▶ _WRITTEN INSTRUCTION_: What is the number of lines containing the word "styles"? Give that number alone.

▶ _SUPPLIED INFORMATION_:
- - - -

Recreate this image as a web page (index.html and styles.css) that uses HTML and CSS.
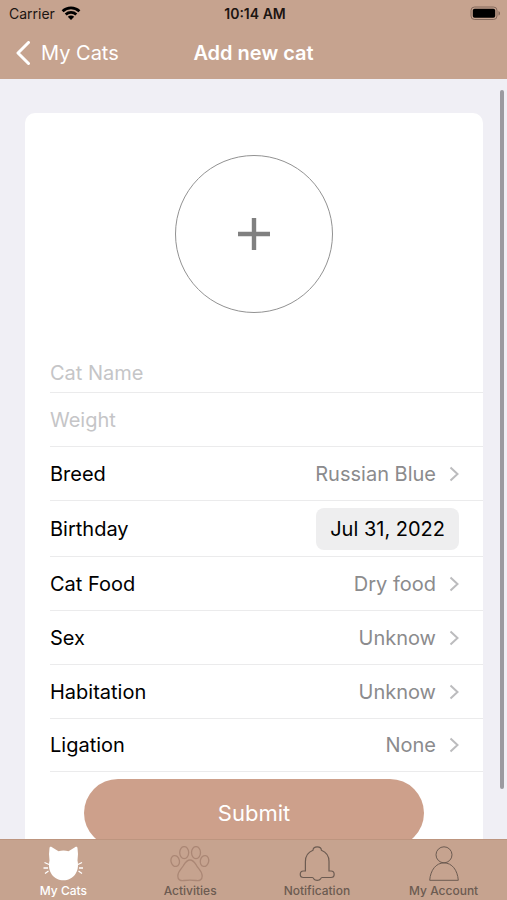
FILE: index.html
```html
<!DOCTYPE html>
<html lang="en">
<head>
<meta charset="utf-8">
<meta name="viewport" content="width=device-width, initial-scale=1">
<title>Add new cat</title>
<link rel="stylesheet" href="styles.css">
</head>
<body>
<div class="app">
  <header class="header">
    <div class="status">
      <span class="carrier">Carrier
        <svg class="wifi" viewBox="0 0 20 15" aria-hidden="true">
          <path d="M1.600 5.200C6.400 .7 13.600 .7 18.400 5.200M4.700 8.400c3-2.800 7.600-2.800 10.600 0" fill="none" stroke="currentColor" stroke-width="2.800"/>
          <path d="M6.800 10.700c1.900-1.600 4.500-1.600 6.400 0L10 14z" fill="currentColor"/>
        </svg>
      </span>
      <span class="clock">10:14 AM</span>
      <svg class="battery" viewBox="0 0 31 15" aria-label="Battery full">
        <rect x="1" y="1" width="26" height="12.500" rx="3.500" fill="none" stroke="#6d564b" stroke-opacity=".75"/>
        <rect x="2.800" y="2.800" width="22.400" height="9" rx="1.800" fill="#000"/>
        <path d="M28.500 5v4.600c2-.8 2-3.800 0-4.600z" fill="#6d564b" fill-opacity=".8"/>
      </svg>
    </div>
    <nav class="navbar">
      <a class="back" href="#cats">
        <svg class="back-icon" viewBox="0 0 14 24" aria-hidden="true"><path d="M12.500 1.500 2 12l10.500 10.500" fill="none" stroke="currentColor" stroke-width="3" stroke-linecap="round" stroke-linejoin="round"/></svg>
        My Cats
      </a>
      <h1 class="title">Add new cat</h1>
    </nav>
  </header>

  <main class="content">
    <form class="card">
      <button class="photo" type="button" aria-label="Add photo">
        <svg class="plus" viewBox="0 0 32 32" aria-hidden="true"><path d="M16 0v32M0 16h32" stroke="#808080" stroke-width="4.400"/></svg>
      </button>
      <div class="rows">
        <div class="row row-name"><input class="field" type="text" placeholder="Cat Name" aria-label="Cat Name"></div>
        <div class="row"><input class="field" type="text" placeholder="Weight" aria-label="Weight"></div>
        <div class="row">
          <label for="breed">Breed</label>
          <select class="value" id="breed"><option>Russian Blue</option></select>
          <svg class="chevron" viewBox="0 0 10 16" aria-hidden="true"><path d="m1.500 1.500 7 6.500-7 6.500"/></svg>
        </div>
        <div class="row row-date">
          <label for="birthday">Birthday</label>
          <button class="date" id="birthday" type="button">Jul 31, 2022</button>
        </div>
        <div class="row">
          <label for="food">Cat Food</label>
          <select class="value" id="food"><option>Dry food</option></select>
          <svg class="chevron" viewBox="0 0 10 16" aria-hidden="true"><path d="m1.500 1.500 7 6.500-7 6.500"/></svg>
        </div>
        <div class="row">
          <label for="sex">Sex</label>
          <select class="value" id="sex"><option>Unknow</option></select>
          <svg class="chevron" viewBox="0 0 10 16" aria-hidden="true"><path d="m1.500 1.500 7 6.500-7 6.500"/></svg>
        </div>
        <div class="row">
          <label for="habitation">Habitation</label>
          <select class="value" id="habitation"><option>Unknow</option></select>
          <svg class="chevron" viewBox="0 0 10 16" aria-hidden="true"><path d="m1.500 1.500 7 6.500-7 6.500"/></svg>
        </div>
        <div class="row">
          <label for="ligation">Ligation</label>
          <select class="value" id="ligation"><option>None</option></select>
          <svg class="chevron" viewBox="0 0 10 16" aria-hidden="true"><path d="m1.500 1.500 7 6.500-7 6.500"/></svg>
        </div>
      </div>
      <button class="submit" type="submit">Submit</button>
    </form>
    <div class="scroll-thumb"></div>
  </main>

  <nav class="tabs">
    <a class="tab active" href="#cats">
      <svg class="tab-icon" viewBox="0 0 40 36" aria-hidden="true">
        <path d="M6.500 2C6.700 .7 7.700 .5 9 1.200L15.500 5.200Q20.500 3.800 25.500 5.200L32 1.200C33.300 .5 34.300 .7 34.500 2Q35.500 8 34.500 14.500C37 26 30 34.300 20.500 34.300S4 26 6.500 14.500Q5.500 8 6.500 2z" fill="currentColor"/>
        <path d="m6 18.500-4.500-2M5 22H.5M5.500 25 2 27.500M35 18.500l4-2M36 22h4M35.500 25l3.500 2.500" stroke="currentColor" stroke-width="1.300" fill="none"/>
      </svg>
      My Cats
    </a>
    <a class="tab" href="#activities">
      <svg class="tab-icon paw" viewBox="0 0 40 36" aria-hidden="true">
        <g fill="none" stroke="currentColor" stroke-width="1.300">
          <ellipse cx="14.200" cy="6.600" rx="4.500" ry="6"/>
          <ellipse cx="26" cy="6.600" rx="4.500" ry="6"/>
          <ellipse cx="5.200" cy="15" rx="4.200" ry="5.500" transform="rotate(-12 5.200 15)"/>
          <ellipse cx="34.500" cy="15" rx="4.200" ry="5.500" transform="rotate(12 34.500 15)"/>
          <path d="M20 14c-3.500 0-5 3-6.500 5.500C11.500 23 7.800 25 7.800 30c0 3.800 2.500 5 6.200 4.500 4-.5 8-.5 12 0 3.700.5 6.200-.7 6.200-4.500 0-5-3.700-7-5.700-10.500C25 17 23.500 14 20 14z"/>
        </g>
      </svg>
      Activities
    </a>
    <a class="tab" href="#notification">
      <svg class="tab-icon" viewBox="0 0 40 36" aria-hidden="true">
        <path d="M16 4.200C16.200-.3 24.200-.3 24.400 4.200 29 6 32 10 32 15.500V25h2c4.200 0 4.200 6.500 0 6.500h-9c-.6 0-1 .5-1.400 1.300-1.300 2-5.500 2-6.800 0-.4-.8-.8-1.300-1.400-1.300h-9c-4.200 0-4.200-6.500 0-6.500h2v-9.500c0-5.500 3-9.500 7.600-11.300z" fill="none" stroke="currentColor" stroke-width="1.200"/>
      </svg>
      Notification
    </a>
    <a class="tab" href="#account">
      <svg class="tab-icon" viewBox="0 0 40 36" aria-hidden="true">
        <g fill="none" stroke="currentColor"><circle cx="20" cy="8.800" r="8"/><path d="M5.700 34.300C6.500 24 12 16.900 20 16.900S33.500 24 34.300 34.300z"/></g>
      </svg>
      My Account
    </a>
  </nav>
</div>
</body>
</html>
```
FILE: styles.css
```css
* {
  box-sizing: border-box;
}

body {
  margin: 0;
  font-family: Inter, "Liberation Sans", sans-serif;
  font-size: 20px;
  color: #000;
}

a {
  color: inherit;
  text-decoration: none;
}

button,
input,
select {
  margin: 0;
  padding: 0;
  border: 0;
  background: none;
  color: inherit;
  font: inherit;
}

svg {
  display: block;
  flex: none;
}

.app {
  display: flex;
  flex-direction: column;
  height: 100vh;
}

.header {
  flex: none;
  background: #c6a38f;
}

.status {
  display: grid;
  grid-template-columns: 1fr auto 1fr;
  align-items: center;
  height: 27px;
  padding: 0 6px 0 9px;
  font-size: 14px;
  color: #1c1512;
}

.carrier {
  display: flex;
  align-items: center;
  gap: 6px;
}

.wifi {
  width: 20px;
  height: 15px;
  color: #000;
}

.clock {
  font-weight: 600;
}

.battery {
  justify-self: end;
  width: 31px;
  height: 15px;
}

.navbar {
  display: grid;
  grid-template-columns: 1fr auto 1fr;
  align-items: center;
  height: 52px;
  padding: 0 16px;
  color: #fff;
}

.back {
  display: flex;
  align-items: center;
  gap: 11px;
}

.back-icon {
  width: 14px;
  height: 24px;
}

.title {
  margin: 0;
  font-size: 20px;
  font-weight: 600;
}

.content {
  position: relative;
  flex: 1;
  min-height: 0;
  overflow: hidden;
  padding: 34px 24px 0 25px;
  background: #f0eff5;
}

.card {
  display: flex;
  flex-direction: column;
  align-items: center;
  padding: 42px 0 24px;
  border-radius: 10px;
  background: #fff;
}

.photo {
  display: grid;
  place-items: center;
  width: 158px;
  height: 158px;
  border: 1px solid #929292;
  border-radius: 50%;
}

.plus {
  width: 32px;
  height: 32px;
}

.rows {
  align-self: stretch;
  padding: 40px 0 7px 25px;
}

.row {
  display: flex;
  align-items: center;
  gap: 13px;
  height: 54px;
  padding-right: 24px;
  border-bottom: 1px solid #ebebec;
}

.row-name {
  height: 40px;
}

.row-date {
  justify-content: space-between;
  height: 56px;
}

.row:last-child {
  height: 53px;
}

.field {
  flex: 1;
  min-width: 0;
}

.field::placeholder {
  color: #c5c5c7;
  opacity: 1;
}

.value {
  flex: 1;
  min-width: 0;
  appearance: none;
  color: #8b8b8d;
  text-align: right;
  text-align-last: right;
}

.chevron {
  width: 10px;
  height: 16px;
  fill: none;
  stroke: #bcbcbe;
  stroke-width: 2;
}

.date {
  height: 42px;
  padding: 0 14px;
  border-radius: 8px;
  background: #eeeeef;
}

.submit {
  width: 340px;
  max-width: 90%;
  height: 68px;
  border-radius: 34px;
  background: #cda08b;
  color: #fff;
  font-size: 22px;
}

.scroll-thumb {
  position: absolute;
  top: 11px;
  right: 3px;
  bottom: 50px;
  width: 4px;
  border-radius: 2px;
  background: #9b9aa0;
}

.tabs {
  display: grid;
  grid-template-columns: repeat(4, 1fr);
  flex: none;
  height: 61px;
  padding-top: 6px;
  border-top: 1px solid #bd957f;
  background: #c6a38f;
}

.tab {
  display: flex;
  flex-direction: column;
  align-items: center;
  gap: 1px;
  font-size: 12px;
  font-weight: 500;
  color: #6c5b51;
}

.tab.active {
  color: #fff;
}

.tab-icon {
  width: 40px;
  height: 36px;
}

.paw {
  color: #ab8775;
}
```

- - - -

▶ _OUTPUT FOR THIS EXERCISE_: 3